— GIVEN EXERCISE —
Print nothing but the lines from the start of the listing below through the line that contains "289,7 292,1 316,1". Do not include the pictures.

*** DATA EXTRACT ***

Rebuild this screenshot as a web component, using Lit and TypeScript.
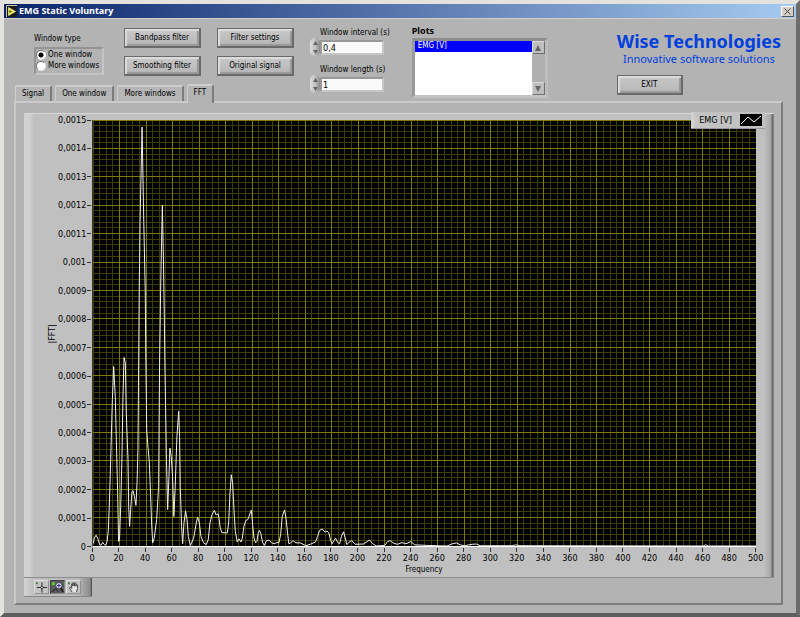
import { LitElement, html, svg, css } from "lit";
import { customElement, property, state } from "lit/decorators.js";
import { classMap } from "lit/directives/class-map.js";

/* Spectrum samples: frequency in Hz, magnitude in units of 1e-6. */
const SPECTRUM = `0,8 1,28 2.3,38 3.5,28 5,5 6,2 7.3,13 8.5,5 9.5,2 10.6,16 11.6,57 12.6,186 13.6,350 14.6,515
15.6,632 16.8,526 17.6,374 18.6,186 19.3,16 20,22 20.9,140 21.9,327 22.6,526 23.4,664 24.4,644 25.1,468
26.4,304 26.9,140 27.6,69 28.4,128 29.4,192 30.2,195 31.2,175 32.4,143 33.2,222 33.9,339 34.3,562 34.9,913
35.5,1145 37,1475 38.3,1140 39.4,900 39.8,680 40.5,410 41.2,362 42.5,292 43.2,210 44.2,81 45,11 46.2,28
48,93 49.5,210 50.2,640 51,900 51.4,1000 52.3,1200 53.2,990 53.8,800 54.2,650 55.3,327 56.3,128 57.3,245
58,345 59,315 60,245 61,104 62,210 63.3,386 64.6,474 65.3,386 65.8,210 66.8,69 67.6,8 68.6,81 69.8,124
70.9,93 71.9,34 73.4,1 75.9,28 77.9,81 78.9,102 80.2,81 81.4,34 83.4,11 85.4,5 86.9,22 88.2,81 89.7,110
91.5,126 92.9,109 94.4,114 95,98 96,63 97.2,47 101.3,46 102.3,81 103.3,186 104.3,251 105.3,222 106.3,128
107.3,52 108.8,14 110.1,25 111.6,14 112.6,28 113.8,69 115.3,90 116.8,93 119.4,127 120.4,75 121.4,28
122.6,11 123.6,16 124.6,46 125.6,55 126.6,43 127.9,13 129.2,2 130.7,18 132.7,21 134.7,11 137.2,8 138.7,13
140.2,11 141.5,40 142.7,104 144.5,127 145.7,93 146.7,46 147.7,8 149,11 150.8,19 153,11 156.3,11 160.5,1
163.8,6 167.8,14 169.4,34 170.9,55 172.9,60 174.9,49 176.4,53 177.9,46 179.2,19 180.4,8 181.4,16 182.9,28
184.4,13 186,8 187.4,34 189,50 190.2,28 191.5,5 193,13 195,19 197.7,6 204,7 208.5,21 211.5,6 214,0 220,2
222,15 224,19 227,9 229.7,6 233,12 236,8 239.7,15 242.7,4 252,2 267,0 270.6,7 274,11 277,4 280,1 286,6
289,7 292,1 316,1 319,4 322,1 460,0 462,4 464,0 500,0`;

const F_MAX = 500;
const M_MAX = 1500;

const range = (from: number, to: number, step: number) =>
  Array.from({ length: Math.floor((to - from) / step) + 1 }, (_, i) => from + i * step);

const formatMagnitude = (m: number) =>
  m === 0 ? "0" : (m / 1e6).toFixed(4).replace(/0+$/, "").replace(".", ",");

@customElement("spectrum-chart")
class SpectrumChart extends LitElement {
  static styles = css`
    :host {
      display: grid;
      grid-template-columns: 30px 34px 1fr;
      grid-template-rows: 1fr auto;
      padding: 6px 18px 2px 4px;
      font: 9px/12px var(--ui-font);
      color: #000;
      position: relative;
      background:
        linear-gradient(90deg, #d2d2d2, #cfcfcf 6px, #c0c0c0 10px) left / 12px 100% no-repeat,
        linear-gradient(90deg, #c0c0c0, #a4a4a4 7px, #666 8px, #8a8a8a) right / 10px 100% no-repeat,
        #c0c0c0;
      border-top: 1px solid #d8d8d8;
      border-bottom: 1px solid #8c8c8c;
    }
    .y-title {
      display: flex;
      align-items: center;
      justify-content: flex-end;
    }
    .y-title span {
      writing-mode: vertical-rl;
      transform: rotate(180deg);
    }
    .y-axis {
      display: flex;
      flex-direction: column;
      justify-content: space-between;
    }
    .y-tick {
      height: 0;
      display: flex;
      align-items: center;
      justify-content: flex-end;
      gap: 1px;
      padding-right: 1px;
    }
    .y-tick::after {
      content: "";
      width: 4px;
      height: 1px;
      background: #333;
    }
    .plot {
      contain: size;
      display: block;
      width: 100%;
      height: 100%;
      min-height: 200px;
      background: #000;
      box-sizing: border-box;
      border-left: 1px solid #333;
      border-bottom: 1px solid #fff;
    }
    .minor { stroke: #3e3e00; }
    .major { stroke: #7c7c00; }
    .grid { vector-effect: non-scaling-stroke; shape-rendering: crispEdges; }
    .trace {
      fill: none;
      stroke: #f0f0f0;
      vector-effect: non-scaling-stroke;
    }
    .x-axis {
      grid-column: 3;
      display: flex;
      justify-content: space-between;
      height: 17px;
    }
    .x-tick {
      width: 0;
      display: flex;
      flex-direction: column;
      align-items: center;
    }
    .x-tick::before {
      content: "";
      flex: none;
      width: 1px;
      height: 4px;
      margin-top: 1px;
      background: #333;
    }
    .x-title {
      grid-column: 3;
      text-align: center;
      font-size: 8px;
      line-height: 11px;
    }
    .key {
      position: absolute;
      top: -2px;
      right: 9px;
      height: 17px;
      box-sizing: border-box;
      display: flex;
      align-items: center;
      gap: 8px;
      padding: 0 3px 0 8px;
      background: linear-gradient(90deg, #d6d6d6, #c4c4c4 6px, #c0c0c0);
      border-bottom: 1px solid #999;
    }
  `;

  render() {
    const points = SPECTRUM.split(/\s+/).map((pair) => {
      const [f, m] = pair.split(",").map(Number);
      return `${f},${M_MAX - m}`;
    });
    const vertical = (f: number, kind: string) =>
      svg`<line class="grid ${kind}" x1=${f} x2=${f} y1="0" y2=${M_MAX} />`;
    const horizontal = (m: number, kind: string) =>
      svg`<line class="grid ${kind}" x1="0" x2=${F_MAX} y1=${m} y2=${m} />`;
    return html`
      <div class="y-title"><span>|FFT|</span></div>
      <div class="y-axis">
        ${range(0, M_MAX, 100).map((m) => html`<div class="y-tick">${formatMagnitude(M_MAX - m)}</div>`)}
      </div>
      <svg class="plot" viewBox="0 0 ${F_MAX} ${M_MAX}" preserveAspectRatio="none" role="img" aria-label="EMG spectrum">
        ${range(0, F_MAX, 5).map((f) => vertical(f, "minor"))}
        ${range(0, M_MAX, 20).map((m) => horizontal(m, "minor"))}
        ${range(20, F_MAX, 20).map((f) => vertical(f, "major"))}
        ${range(0, M_MAX, 100).map((m) => horizontal(m, "major"))}
        <polyline class="trace" points=${points.join(" ")} />
      </svg>
      <div class="x-axis">
        ${range(0, F_MAX, 20).map((f) => html`<div class="x-tick">${f}</div>`)}
      </div>
      <div class="x-title">Frequency</div>
      <div class="key">
        EMG [V]
        <svg width="22" height="12" viewBox="0 0 22 12" aria-hidden="true">
          <rect width="22" height="12" fill="#000" />
          <path d="M1 10 L8 3 L14 8 L21 2" fill="none" stroke="#fff" />
        </svg>
      </div>
    `;
  }
}

@customElement("number-control")
class NumberControl extends LitElement {
  @property() label = "";
  @property() value = "";

  static styles = css`
    :host {
      display: grid;
      grid-template-columns: 10px auto;
      font: 8px/12px var(--ui-font);
      color: #000;
    }
    label {
      grid-column: 2;
      height: 13px;
      white-space: nowrap;
    }
    .spin {
      display: flex;
      flex-direction: column;
      height: 18px;
      margin: -2px 0;
      border-radius: 5px;
      background: linear-gradient(90deg, #e0e0e0, #b8b8b8 60%, #888);
    }
    .step {
      all: unset;
      flex: 1;
      display: flex;
      align-items: center;
      justify-content: center;
    }
    input {
      box-sizing: border-box;
      width: 64px;
      height: 15px;
      margin: 0;
      padding: 0 1px;
      font: 9px/11px var(--ui-font);
      color: #000;
      background: #fafafa;
      border: 2px solid;
      border-color: #989898 #c6c6c6 #c6c6c6 #989898;
      outline: none;
    }
  `;

  private step(delta: number) {
    const next = Math.max(0, Number(this.value.replace(",", ".")) + delta);
    this.value = String(Math.round(next * 10) / 10).replace(".", ",");
  }

  render() {
    return html`
      <label for="field">${this.label}</label>
      <div class="spin">
        <button class="step" aria-label="Increase" @click=${() => this.step(0.1)}>
          <svg width="5" height="4" viewBox="0 0 5 4"><path d="M0 4 L2.5 0 L5 4 Z" fill="#666" /></svg>
        </button>
        <button class="step" aria-label="Decrease" @click=${() => this.step(-0.1)}>
          <svg width="5" height="4" viewBox="0 0 5 4"><path d="M0 0 L2.5 4 L5 0 Z" fill="#666" /></svg>
        </button>
      </div>
      <input id="field" type="text" .value=${this.value} />
    `;
  }
}

@customElement("app-root")
class AppRoot extends LitElement {
  @state() private tab = "FFT";
  @state() private tool = "zoom";

  static styles = css`
    :host {
      --ui-font: "DejaVu Sans Condensed", "Noto Sans", sans-serif;
      --bold-font: "Noto Sans", "DejaVu Sans", sans-serif;
      display: flex;
      flex-direction: column;
      box-sizing: border-box;
      min-height: 100vh;
      background: #b3b3b3;
      color: #000;
      font: 8px/12px var(--ui-font);
      border: 4px solid;
      border-color: #e4e2dc #6c6c6c #5e5e5e #e4e2dc;
    }
    button {
      font: inherit;
      color: inherit;
      margin: 0;
    }
    .titlebar {
      display: flex;
      align-items: center;
      gap: 2px;
      height: 14px;
      padding: 0 2px;
      background: linear-gradient(90deg, #0a246a, #a6caf0);
      border-bottom: 1px solid #d4d0c8;
      color: #fff;
    }
    .titlebar h1 {
      margin: 0;
      flex: 1;
      font: bold 9px/14px var(--bold-font);
    }
    .close {
      display: grid;
      place-items: center;
      box-sizing: border-box;
      width: 13px;
      height: 11px;
      padding: 0;
      background: #d4d0c8;
      border: 1px solid;
      border-color: #fff #555 #555 #fff;
    }
    .top {
      display: flex;
      padding: 0 15px 0 10px;
    }
    .left {
      display: flex;
      flex-direction: column;
      justify-content: space-between;
      padding-top: 9px;
    }
    .controls {
      display: flex;
      align-items: flex-start;
      gap: 16px;
      padding-left: 20px;
    }
    fieldset {
      margin: 5px 4px 0 0;
      padding: 0;
      border: 0;
      min-width: 70px;
    }
    legend {
      padding: 0;
      height: 14px;
    }
    .radios {
      display: flex;
      flex-direction: column;
      padding: 0 2px 2px 0;
      border: 2px solid;
      border-color: #949494 #c4c4c4 #c4c4c4 #949494;
    }
    .radio {
      display: flex;
      align-items: center;
      gap: 2px;
      height: 11px;
      white-space: nowrap;
    }
    .radio input {
      appearance: none;
      width: 10px;
      height: 10px;
      margin: 0;
      border-radius: 50%;
      box-sizing: border-box;
      border: 1px solid;
      border-color: #777 #eee #eee #777;
      background: #fff;
    }
    .radio input:checked {
      background: radial-gradient(circle, #000 2px, #fff 3px);
    }
    .buttons {
      display: flex;
      flex-direction: column;
      gap: 8px;
    }
    .button {
      box-sizing: border-box;
      width: 77px;
      height: 20px;
      padding: 0;
      white-space: nowrap;
      border: 1px solid #6a6a6a;
      border-right-width: 2px;
      border-bottom-width: 2px;
      background: linear-gradient(#c8c8c8, #b6b6b6);
      box-shadow: inset 2px 2px 1px #dcdcdc, inset -2px -2px 1px #989898;
    }
    .button.exit {
      width: 66px;
      margin: 10px 0 0;
    }
    .numbers {
      display: flex;
      flex-direction: column;
      gap: 9px;
      padding: 8px 0 0 16px;
    }
    .tabs {
      display: flex;
      align-items: flex-end;
      gap: 3px;
      height: 18px;
      padding-left: 1px;
    }
    .tab {
      box-sizing: border-box;
      height: 16px;
      padding: 0 6px;
      white-space: nowrap;
      background: #b6b6b6;
      border: 1px solid;
      border-width: 2px 2px 0 1px;
      border-color: #cfcfcf #7c7c7c #cfcfcf #cfcfcf;
      border-radius: 2px 2px 0 0;
      line-height: 12px;
    }
    .tab.active {
      height: 19px;
      margin-bottom: -2px;
      padding-bottom: 4px;
      background: #b3b3b3;
      position: relative;
    }
    .plots {
      flex: none;
      margin-left: 22px;
      padding: 6px 0 3px;
    }
    .plots label {
      display: block;
      height: 13px;
      font: bold 9px/12px var(--bold-font);
    }
    .listbox {
      display: flex;
      box-sizing: border-box;
      width: 136px;
      height: 60px;
      border: 3px solid;
      border-color: #8e8e8e #bdbdbd #c4c4c4 #9a9a9a;
    }
    .listbox select {
      appearance: none;
      flex: 1;
      min-width: 0;
      margin: 0;
      padding: 0;
      border: 0;
      border-radius: 0;
      outline: none;
      overflow: hidden;
      background: #fff;
      font: inherit;
    }
    .listbox option {
      height: 11px;
      min-height: 0;
      padding: 0 3px;
      line-height: 11px;
    }
    .listbox option:checked {
      background: linear-gradient(#0000ff, #0000ff);
      color: #fff;
      -webkit-text-fill-color: #fff;
    }
    .scroll {
      width: 13px;
      display: flex;
      flex-direction: column;
      justify-content: space-between;
      background: #b0b0b0;
    }
    .scroll button {
      display: grid;
      place-items: center;
      box-sizing: border-box;
      height: 13px;
      padding: 0;
      background: #bebebe;
      border: 1px solid;
      border-color: #dadada #707070 #707070 #dadada;
    }
    .brand {
      margin-left: auto;
      padding-top: 11px;
      color: #0040dc;
    }
    .brand h2 {
      margin: 0;
      font: bold 18px/22px var(--bold-font);
      white-space: nowrap;
    }
    .brand p {
      margin: 0;
      font: 11px/13px "Noto Sans", sans-serif;
      text-align: center;
      white-space: nowrap;
    }
    .brand .button {
      color: #000;
      display: block;
    }
    .panel {
      flex: 1;
      display: flex;
      flex-direction: column;
      margin: 0 13px 8px 10px;
      padding: 10px 7px 6px 8px;
      border: 2px solid;
      border-color: #cacaca #7c7c7c #7c7c7c #cacaca;
    }
    spectrum-chart {
      flex: 1;
    }
    .palette {
      align-self: flex-start;
      display: flex;
      align-items: center;
      gap: 1px;
      box-sizing: border-box;
      width: 68px;
      height: 19px;
      padding-left: 10px;
      background: linear-gradient(90deg, #d2d2d2, #c0c0c0 9px, #b8b8b8 54px, #8c8c8c 66px, #444);
      border-bottom: 1px solid #888;
    }
    .tool {
      display: grid;
      place-items: center;
      box-sizing: border-box;
      width: 15px;
      height: 14px;
      padding: 0;
      background: #c4c4c4;
      border: 1px solid;
      border-color: #dcdcdc #909090 #909090 #dcdcdc;
    }
    .tool.active {
      background: #5c5c5c;
      border-color: #444 #888 #888 #444;
    }
  `;

  private tabButton(name: string) {
    return html`<button
      class=${classMap({ tab: true, active: this.tab === name })}
      role="tab"
      aria-selected=${this.tab === name}
      @click=${() => (this.tab = name)}
    >${name}</button>`;
  }

  private toolButton(name: string, label: string, icon: unknown) {
    return html`<button
      class=${classMap({ tool: true, active: this.tool === name })}
      aria-label=${label}
      @click=${() => (this.tool = name)}
    ><svg width="13" height="12" viewBox="0 0 14 12">${icon}</svg></button>`;
  }

  render() {
    return html`
      <header class="titlebar">
        <svg width="11" height="12" viewBox="0 0 11 12" aria-hidden="true">
          <rect width="11" height="12" fill="#1c1c1c" />
          <path d="M0.5 12 V0.5 H11" fill="none" stroke="#c8c4a0" />
          <path d="M2.5 2.5 L9.5 6.5 L2.5 10.5 Z" fill="#f2ee50" stroke="#fffcc0" stroke-width="0.6" />
          <path d="M4 5 V8 M3 6.5 H6" stroke="#555500" stroke-width="0.8" />
        </svg>
        <h1>EMG Static Voluntary</h1>
        <button class="close" aria-label="Close">
          <svg width="7" height="7" viewBox="0 0 7 7"><path d="M0.5 0.5 L6.5 6.5 M6.5 0.5 L0.5 6.5" stroke="#444" /></svg>
        </button>
      </header>
      <section class="top">
        <div class="left">
          <div class="controls">
            <fieldset>
              <legend>Window type</legend>
              <div class="radios">
                <label class="radio"><input type="radio" name="type" checked />One window</label>
                <label class="radio"><input type="radio" name="type" />More windows</label>
              </div>
            </fieldset>
            <div class="buttons">
              <button class="button">Bandpass filter</button>
              <button class="button">Smoothing filter</button>
            </div>
            <div class="buttons">
              <button class="button">Filter settings</button>
              <button class="button">Original signal</button>
            </div>
          </div>
          <div class="tabs" role="tablist">
            ${["Signal", "One window", "More windows", "FFT"].map((name) => this.tabButton(name))}
          </div>
        </div>
        <div class="numbers">
          <number-control label="Window interval (s)" value="0,4"></number-control>
          <number-control label="Window length (s)" value="1"></number-control>
        </div>
        <div class="plots">
          <label for="plots">Plots</label>
          <div class="listbox">
            <select id="plots" size="4">
              <option selected>EMG [V]</option>
            </select>
            <div class="scroll">
              <button aria-label="Scroll up"><svg width="6" height="6" viewBox="0 0 6 6"><path d="M0 6 L3 0 L6 6 Z" fill="#666" /></svg></button>
              <button aria-label="Scroll down"><svg width="6" height="6" viewBox="0 0 6 6"><path d="M0 0 L3 6 L6 0 Z" fill="#666" /></svg></button>
            </div>
          </div>
        </div>
        <div class="brand">
          <h2>Wise Technologies</h2>
          <p>Innovative software solutions</p>
          <button class="button exit">EXIT</button>
        </div>
      </section>
      <main class="panel" role="tabpanel">
        <spectrum-chart></spectrum-chart>
        <div class="palette">
          ${this.toolButton("cursor", "Cursor", svg`
            <rect x="1" y="1" width="2" height="2" fill="#3a7a2a" />
            <path d="M7.5 1 V5 M7.5 8 V12 M2 6.5 H6 M9 6.5 H13" stroke="#222" />
            <circle cx="7.5" cy="6.5" r="1.4" fill="none" stroke="#222" stroke-width="0.8" />`)}
          ${this.toolButton("zoom", "Zoom", svg`
            <rect x="1" y="1" width="3" height="3" fill="#55dd22" />
            <path d="M1 11 L5 8 L8 11" fill="none" stroke="#111" />
            <circle cx="8.5" cy="4.5" r="3.3" fill="#dcdcff" stroke="#111" stroke-width="0.6" />
            <path d="M6.5 4.5 H10.5 M8.5 2.5 V6.5" stroke="#202080" />
            <path d="M10.5 7.5 L13 11" stroke="#111" stroke-width="1.6" />`)}
          ${this.toolButton("pan", "Pan", svg`
            <rect x="1" y="1" width="2" height="2" fill="#3a7a2a" />
            <path d="M5.5 11.5 L2.8 7.5 Q2.6 6 4 6.6 L5 7.6 V2.6 Q5.6 1.6 6.3 2.6 V5 V1.8 Q7.2 0.8 8 1.8 V5 V2 Q8.9 1.2 9.7 2.2 V5.2 V3.6 Q10.8 2.8 11.4 4 V8 L10 11.5" fill="#e4e4e4" stroke="#222" stroke-width="0.8" />`)}
        </div>
      </main>
    `;
  }
}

***

— PROBLEM SOLUTION —
Rebuild this screenshot as a web component, using Lit and TypeScript.
import { LitElement, html, svg, css } from "lit";
import { customElement, property, state } from "lit/decorators.js";
import { classMap } from "lit/directives/class-map.js";

/* Spectrum samples: frequency in Hz, magnitude in units of 1e-6. */
const SPECTRUM = `0,8 1,28 2.3,38 3.5,28 5,5 6,2 7.3,13 8.5,5 9.5,2 10.6,16 11.6,57 12.6,186 13.6,350 14.6,515
15.6,632 16.8,526 17.6,374 18.6,186 19.3,16 20,22 20.9,140 21.9,327 22.6,526 23.4,664 24.4,644 25.1,468
26.4,304 26.9,140 27.6,69 28.4,128 29.4,192 30.2,195 31.2,175 32.4,143 33.2,222 33.9,339 34.3,562 34.9,913
35.5,1145 37,1475 38.3,1140 39.4,900 39.8,680 40.5,410 41.2,362 42.5,292 43.2,210 44.2,81 45,11 46.2,28
48,93 49.5,210 50.2,640 51,900 51.4,1000 52.3,1200 53.2,990 53.8,800 54.2,650 55.3,327 56.3,128 57.3,245
58,345 59,315 60,245 61,104 62,210 63.3,386 64.6,474 65.3,386 65.8,210 66.8,69 67.6,8 68.6,81 69.8,124
70.9,93 71.9,34 73.4,1 75.9,28 77.9,81 78.9,102 80.2,81 81.4,34 83.4,11 85.4,5 86.9,22 88.2,81 89.7,110
91.5,126 92.9,109 94.4,114 95,98 96,63 97.2,47 101.3,46 102.3,81 103.3,186 104.3,251 105.3,222 106.3,128
107.3,52 108.8,14 110.1,25 111.6,14 112.6,28 113.8,69 115.3,90 116.8,93 119.4,127 120.4,75 121.4,28
122.6,11 123.6,16 124.6,46 125.6,55 126.6,43 127.9,13 129.2,2 130.7,18 132.7,21 134.7,11 137.2,8 138.7,13
140.2,11 141.5,40 142.7,104 144.5,127 145.7,93 146.7,46 147.7,8 149,11 150.8,19 153,11 156.3,11 160.5,1
163.8,6 167.8,14 169.4,34 170.9,55 172.9,60 174.9,49 176.4,53 177.9,46 179.2,19 180.4,8 181.4,16 182.9,28
184.4,13 186,8 187.4,34 189,50 190.2,28 191.5,5 193,13 195,19 197.7,6 204,7 208.5,21 211.5,6 214,0 220,2
222,15 224,19 227,9 229.7,6 233,12 236,8 239.7,15 242.7,4 252,2 267,0 270.6,7 274,11 277,4 280,1 286,6
289,7 292,1 316,1 319,4 322,1 460,0 462,4 464,0 500,0`;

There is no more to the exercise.